Section 800.351- 800.355 and 800357-800.359.
Monitoring by Boards, Subrecipients and Contract Service Providers

The Texas Workforce Commission (Commission) adopts new § § 800.301 - 800.307, 800.351 - 800.353, and 800.357 - 800.359, concerning monitoring without changes to the proposed text as published in the November 13, 1998, issue of the Texas Register (23 TexReg 11569). The adopted text will not be republished here.

The Commission adopts new § §800.354 and 800.355, concerning monitoring with changes to the proposed text as published in the November 13, 1998, issue of the Texas Register (23 TexReg 11569). The adopted text will be republished here.

Proposed §800.356 is deleted.

The purpose of the new rules is to consolidate into a general location in Chapter 800, the rules pertaining to monitoring of local workforce development Boards (Boards), Board contractors, and subrecipients.

The Commission recognizes the important role that Monitoring serves in ensuring the fiscal and program accountability of the programs administered. The consolidation of these rules serves to highlight this importance while also clarifying the roles, responsibilities, and expectations for the participating parties.

The Commission held a public hearing on the proposed rules at 1:30 p.m. on November 20, 1998, in Room 644 of the Texas Workforce Commission Building at 101 East 15th Street in Austin, Texas.

The Commission received comments on the rules from local workforce development Boards, and other entities regarding monitoring. Some comments were for the rules, and others did not state whether they supported or opposed the rules. Others had concerns and questions about the rules as proposed, and suggested changes.

The names of interested groups or associations offering comments on the rules are as follows:

The Concho Valley Workforce Development Board;

The North Central Texas Workforce Development Board;

The West Central Workforce Development Board;

The Panhandle Regional Planning Commission;

The East Texas Council of Government (COG);

Catholic Charities Diocese of Beaumont;

Neighborhood Centers, Inc.; and

The State Child Care Advisory Committee.

Following each comment or group of related comments is the Commission's response.

Comment: One commenter asks when the Commission will make its child-care monitoring policies and procedures available to the Boards.

Response: The Commission’s Contract Monitoring policies and procedures are reproduced in the Financial Manual for Grants and Contracts (FMGC) published by the Commission’s Grants Administration Department. Revisions to the policy manual based on the new child care rules will be sent as soon as feasible.

Comment: One commenter expresses concern that the rules provide contradictory direction concerning who and what to monitor.

Response: The proposed rules serve to document and clarify expectations. Subchapter G summarizes the monitoring work to be done by the Commission.

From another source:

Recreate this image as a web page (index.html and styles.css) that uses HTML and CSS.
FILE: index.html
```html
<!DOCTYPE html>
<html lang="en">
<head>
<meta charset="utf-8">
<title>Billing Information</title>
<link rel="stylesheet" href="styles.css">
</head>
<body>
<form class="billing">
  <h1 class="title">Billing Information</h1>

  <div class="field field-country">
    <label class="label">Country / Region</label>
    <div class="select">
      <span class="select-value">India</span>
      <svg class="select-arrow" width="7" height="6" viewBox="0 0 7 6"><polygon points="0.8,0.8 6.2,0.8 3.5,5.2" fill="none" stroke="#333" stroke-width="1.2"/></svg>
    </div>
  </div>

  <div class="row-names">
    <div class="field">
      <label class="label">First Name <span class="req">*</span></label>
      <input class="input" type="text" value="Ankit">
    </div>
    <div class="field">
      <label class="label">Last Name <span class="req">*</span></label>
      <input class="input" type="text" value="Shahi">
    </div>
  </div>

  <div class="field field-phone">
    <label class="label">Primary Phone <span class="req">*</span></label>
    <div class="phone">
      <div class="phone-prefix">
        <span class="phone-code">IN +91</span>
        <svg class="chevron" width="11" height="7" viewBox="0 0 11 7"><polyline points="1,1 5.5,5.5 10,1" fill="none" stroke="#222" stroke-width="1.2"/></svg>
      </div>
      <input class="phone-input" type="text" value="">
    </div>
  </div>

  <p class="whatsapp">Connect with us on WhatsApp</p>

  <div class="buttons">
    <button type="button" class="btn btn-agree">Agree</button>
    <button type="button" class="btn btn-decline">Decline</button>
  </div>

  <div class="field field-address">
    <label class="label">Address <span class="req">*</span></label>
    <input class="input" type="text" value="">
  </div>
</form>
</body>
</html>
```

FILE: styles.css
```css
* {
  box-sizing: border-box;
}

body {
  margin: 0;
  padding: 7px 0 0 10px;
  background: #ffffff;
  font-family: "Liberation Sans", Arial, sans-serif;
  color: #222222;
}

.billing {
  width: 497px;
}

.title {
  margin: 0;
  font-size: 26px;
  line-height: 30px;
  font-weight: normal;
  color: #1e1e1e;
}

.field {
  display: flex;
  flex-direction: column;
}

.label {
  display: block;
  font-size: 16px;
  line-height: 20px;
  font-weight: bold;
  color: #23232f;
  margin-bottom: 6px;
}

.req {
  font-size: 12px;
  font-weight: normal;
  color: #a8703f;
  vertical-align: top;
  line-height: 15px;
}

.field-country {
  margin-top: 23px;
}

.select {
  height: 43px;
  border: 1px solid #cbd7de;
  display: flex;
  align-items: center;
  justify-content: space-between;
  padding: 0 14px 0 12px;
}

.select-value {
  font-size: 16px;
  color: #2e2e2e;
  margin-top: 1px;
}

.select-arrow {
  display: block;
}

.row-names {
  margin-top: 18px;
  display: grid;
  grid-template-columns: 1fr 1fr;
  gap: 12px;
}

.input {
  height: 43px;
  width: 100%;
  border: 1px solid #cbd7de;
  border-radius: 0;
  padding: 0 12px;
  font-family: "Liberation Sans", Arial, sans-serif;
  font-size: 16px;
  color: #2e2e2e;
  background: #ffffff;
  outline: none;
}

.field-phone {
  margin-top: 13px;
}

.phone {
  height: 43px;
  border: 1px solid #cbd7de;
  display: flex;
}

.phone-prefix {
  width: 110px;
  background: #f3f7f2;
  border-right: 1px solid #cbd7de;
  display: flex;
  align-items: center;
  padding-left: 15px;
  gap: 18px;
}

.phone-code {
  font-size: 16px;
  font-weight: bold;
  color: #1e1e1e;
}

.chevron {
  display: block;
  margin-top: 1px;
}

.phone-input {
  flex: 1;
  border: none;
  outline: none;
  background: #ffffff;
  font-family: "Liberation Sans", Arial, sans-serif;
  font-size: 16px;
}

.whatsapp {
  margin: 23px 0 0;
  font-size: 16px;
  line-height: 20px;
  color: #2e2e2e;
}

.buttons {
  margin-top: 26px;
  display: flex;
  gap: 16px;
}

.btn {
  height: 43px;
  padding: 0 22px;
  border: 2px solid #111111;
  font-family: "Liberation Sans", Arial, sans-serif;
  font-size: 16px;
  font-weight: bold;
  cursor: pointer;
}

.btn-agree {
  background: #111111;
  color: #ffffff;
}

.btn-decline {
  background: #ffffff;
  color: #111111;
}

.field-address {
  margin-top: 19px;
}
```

Specifically, §800.303 identifies both the parties subject to monitoring and an overview of the monitoring to be done. Additionally, Subchapter I summarizes the monitoring work to be done by Boards, subrecipients, and contract service providers. Specifically, §800.353 identifies both the parties subject to monitoring and an overview of the monitoring to be done.

Comment: One commenter requested clarification of the term subrecipient and questions whether this definition includes colleges, universities, and proprietary schools.

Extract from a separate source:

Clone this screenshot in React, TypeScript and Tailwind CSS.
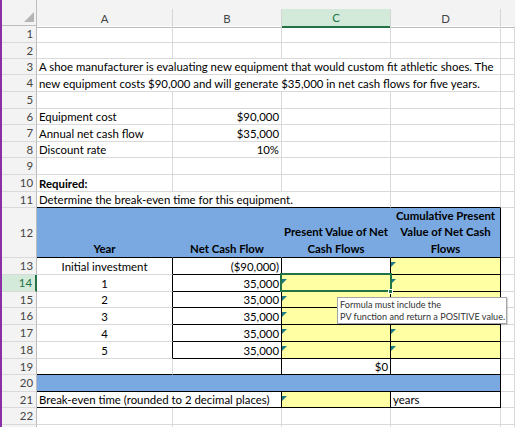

Response: The term subrecipient refers to any entity receiving federal funds through a Board. If receiving federal funds through a Board, a college, university, or proprietary school would be a subrecipient. If the college, university, or proprietary school were engaged to provide services as a result of a procurement action, it may also be a contract service provider. In either event, both as a subrecipient or a contract service provider, the monitoring responsibilities prescribed in Subchapter I would apply.

Comment: One commenter suggested that the definitions of "contract service provider" and "subrecipient" are somewhat unclear, and could be interpreted to overlap.

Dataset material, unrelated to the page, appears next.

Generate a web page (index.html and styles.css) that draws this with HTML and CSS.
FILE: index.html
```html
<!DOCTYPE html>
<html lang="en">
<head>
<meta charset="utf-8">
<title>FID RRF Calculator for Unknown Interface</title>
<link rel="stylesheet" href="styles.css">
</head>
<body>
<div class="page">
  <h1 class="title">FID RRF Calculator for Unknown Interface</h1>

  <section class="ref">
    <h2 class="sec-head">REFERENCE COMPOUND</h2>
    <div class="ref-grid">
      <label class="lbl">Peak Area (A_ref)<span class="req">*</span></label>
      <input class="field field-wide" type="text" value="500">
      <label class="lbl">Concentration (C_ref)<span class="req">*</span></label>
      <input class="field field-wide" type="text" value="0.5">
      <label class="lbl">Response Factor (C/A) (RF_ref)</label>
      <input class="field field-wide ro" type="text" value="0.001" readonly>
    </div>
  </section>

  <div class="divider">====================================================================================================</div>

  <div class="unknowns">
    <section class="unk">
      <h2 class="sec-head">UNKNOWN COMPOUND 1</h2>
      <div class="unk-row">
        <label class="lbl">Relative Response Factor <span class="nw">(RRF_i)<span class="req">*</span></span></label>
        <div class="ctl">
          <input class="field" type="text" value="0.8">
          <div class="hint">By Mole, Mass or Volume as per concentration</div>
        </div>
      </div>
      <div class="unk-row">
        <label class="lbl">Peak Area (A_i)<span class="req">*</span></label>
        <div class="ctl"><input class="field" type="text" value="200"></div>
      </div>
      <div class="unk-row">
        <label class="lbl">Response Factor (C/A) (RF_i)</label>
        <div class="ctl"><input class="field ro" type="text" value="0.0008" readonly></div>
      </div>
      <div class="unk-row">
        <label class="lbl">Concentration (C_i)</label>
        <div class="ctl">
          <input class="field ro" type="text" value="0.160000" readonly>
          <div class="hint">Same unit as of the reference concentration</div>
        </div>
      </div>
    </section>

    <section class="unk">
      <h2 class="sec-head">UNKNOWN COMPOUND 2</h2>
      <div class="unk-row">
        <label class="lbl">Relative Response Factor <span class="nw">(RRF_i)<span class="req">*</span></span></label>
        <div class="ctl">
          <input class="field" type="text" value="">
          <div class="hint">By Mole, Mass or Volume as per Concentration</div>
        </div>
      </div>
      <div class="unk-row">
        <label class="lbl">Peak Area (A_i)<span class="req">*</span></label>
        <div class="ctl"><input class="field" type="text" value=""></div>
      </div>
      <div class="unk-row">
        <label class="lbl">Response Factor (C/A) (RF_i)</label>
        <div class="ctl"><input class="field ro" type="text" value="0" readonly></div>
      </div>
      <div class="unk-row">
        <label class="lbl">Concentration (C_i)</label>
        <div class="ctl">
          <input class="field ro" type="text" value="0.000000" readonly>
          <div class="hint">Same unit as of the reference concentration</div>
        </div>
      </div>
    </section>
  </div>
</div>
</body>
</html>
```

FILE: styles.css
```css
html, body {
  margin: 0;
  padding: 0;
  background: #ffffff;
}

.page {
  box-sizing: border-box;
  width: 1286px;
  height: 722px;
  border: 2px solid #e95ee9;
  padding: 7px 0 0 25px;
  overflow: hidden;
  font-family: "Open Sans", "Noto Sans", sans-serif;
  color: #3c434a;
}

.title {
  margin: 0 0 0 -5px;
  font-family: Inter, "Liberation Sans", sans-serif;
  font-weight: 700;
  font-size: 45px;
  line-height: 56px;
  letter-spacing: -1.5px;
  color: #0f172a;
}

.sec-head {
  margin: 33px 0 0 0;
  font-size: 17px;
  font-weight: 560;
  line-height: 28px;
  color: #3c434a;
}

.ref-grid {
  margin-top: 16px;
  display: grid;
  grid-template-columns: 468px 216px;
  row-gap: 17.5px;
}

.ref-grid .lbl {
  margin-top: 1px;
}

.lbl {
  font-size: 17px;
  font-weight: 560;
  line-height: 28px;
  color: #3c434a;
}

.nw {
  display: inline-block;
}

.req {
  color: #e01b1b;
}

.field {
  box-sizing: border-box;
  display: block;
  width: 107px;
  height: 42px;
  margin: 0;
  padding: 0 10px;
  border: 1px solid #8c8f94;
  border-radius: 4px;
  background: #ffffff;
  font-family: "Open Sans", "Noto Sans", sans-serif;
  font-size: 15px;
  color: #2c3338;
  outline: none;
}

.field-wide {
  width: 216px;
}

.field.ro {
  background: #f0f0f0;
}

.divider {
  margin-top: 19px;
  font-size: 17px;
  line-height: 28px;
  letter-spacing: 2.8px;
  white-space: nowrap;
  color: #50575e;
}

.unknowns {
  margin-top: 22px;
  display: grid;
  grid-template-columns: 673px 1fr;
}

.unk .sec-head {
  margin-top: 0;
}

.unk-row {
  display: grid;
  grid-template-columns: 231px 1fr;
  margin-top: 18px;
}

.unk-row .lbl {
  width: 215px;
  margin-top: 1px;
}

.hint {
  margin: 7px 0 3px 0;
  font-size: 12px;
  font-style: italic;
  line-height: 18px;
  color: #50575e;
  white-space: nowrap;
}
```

Response: The Commission agrees that these terms can and will often times overlap. The term subrecipient refers to any entity receiving federal funds through a Board. If receiving federal funds through a Board, and engaged to provide services as a result of a procurement action, a subrecipient may also be a contract service provider. In either event, both as a subrecipient or a contract service provider, the monitoring responsibilities prescribed in Subchapter I would apply.

Comment: Two commenters suggested that this section should include review of the LOP (List of Providers).

Response: The Commission disagrees that LOP should be named in the rule but agrees that documents necessary to determine compliance and performance may include review of LOP's.

Comment: One commenter suggested that the term "authoritative pronouncements" is vague and recommends specific language be substituted.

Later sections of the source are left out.